A veces levantaba la vista del ordenador, miraba a través de la ventana y pensaba en Martín, tan joven, 17 años. A veces esa mirada se encontraba con su madre en la terraza tendiendo la ropa, ensimismada en sus quehaceres, en el cuidado de su hijo. Cuánta fuerza debía de tener para soportar tal sufrimiento, pensaba. Y rezaba.
Acaba de irse Martín, ya está por fin descansando. Descubrió el secreto de la vida y se lo reveló a quienes lo acompañaban en su día a día, aquellos que supieron disfrutar de su existencia y generosidad, y se lo devolvieron con cuidados y amor; y también a todos los que fuimos a despedirlo, que quisimos respetar la intimidad del dolor vaticinado, sin que ello pudiera impedir la cercanía en el sentimiento. Martín vivió sabiendo que iba a morir, aprovechando la vida con risas y sentido del humor, disfrazando su angustia para olvidarla, para que la olvidaran.

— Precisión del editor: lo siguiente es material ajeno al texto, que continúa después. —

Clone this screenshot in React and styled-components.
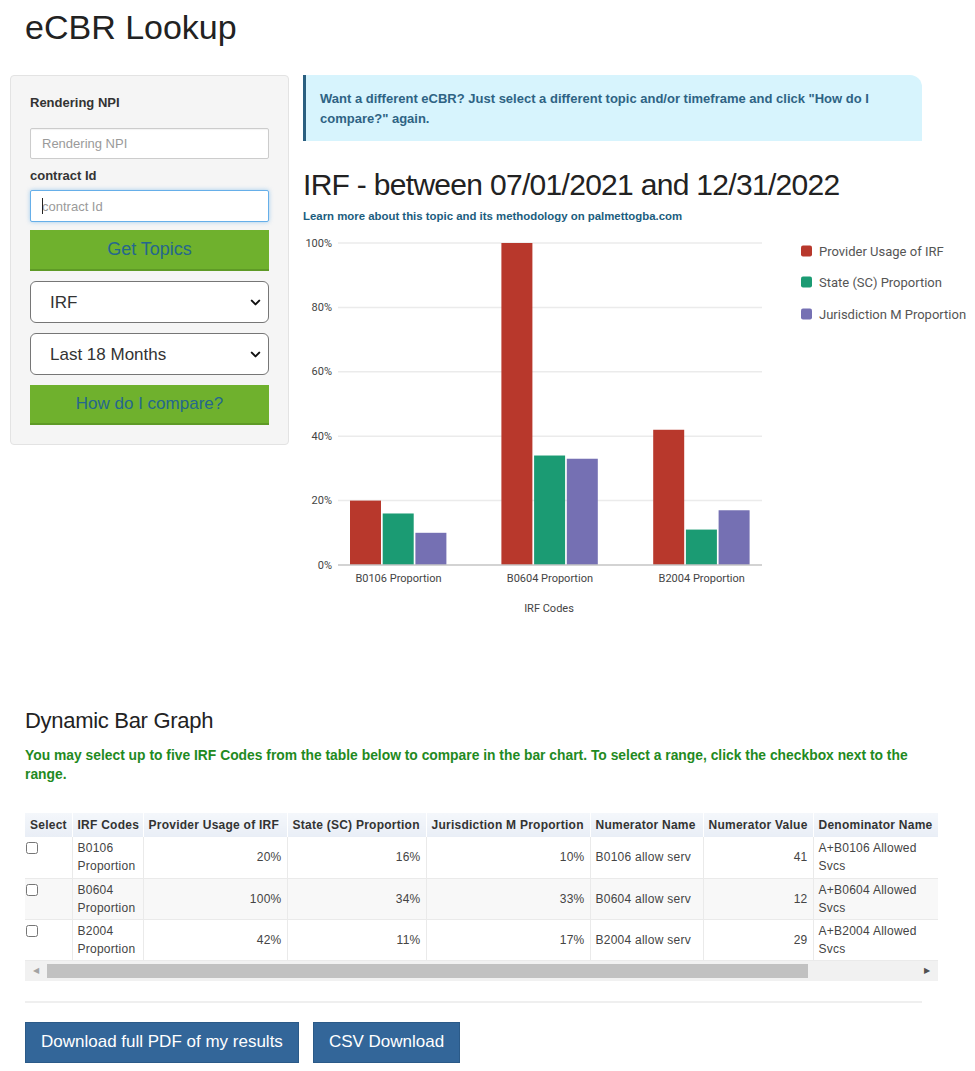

Si no era así, sería una pérdida de tiempo, y sabía que no le quedaba demasiado.
Mientras, los demás, la mayoría de nosotros, vivimos como si nunca fuéramos a morir porque nos da miedo la sola idea de pensarlo, o porque es cosa más ajena que propia, como si no tuviera que ver nada la vida con la muerte. Sin embargo, Martín supo transformar ese miedo en aceptación y amor y lo desperdigó y derrochó a diestro y siniestro con la fuerza y seguridad que da saber que nunca se acaba, que cuanto más amor das más tienes. Y en esa energía inagotable y eterna se envolvió y se fue en calma, lleno de amor y más amor que dejó. Ya no había miedos, no para él, no para su familia, no para los que lo entendieron. Sólo Paz y Amor. Gracias Martín.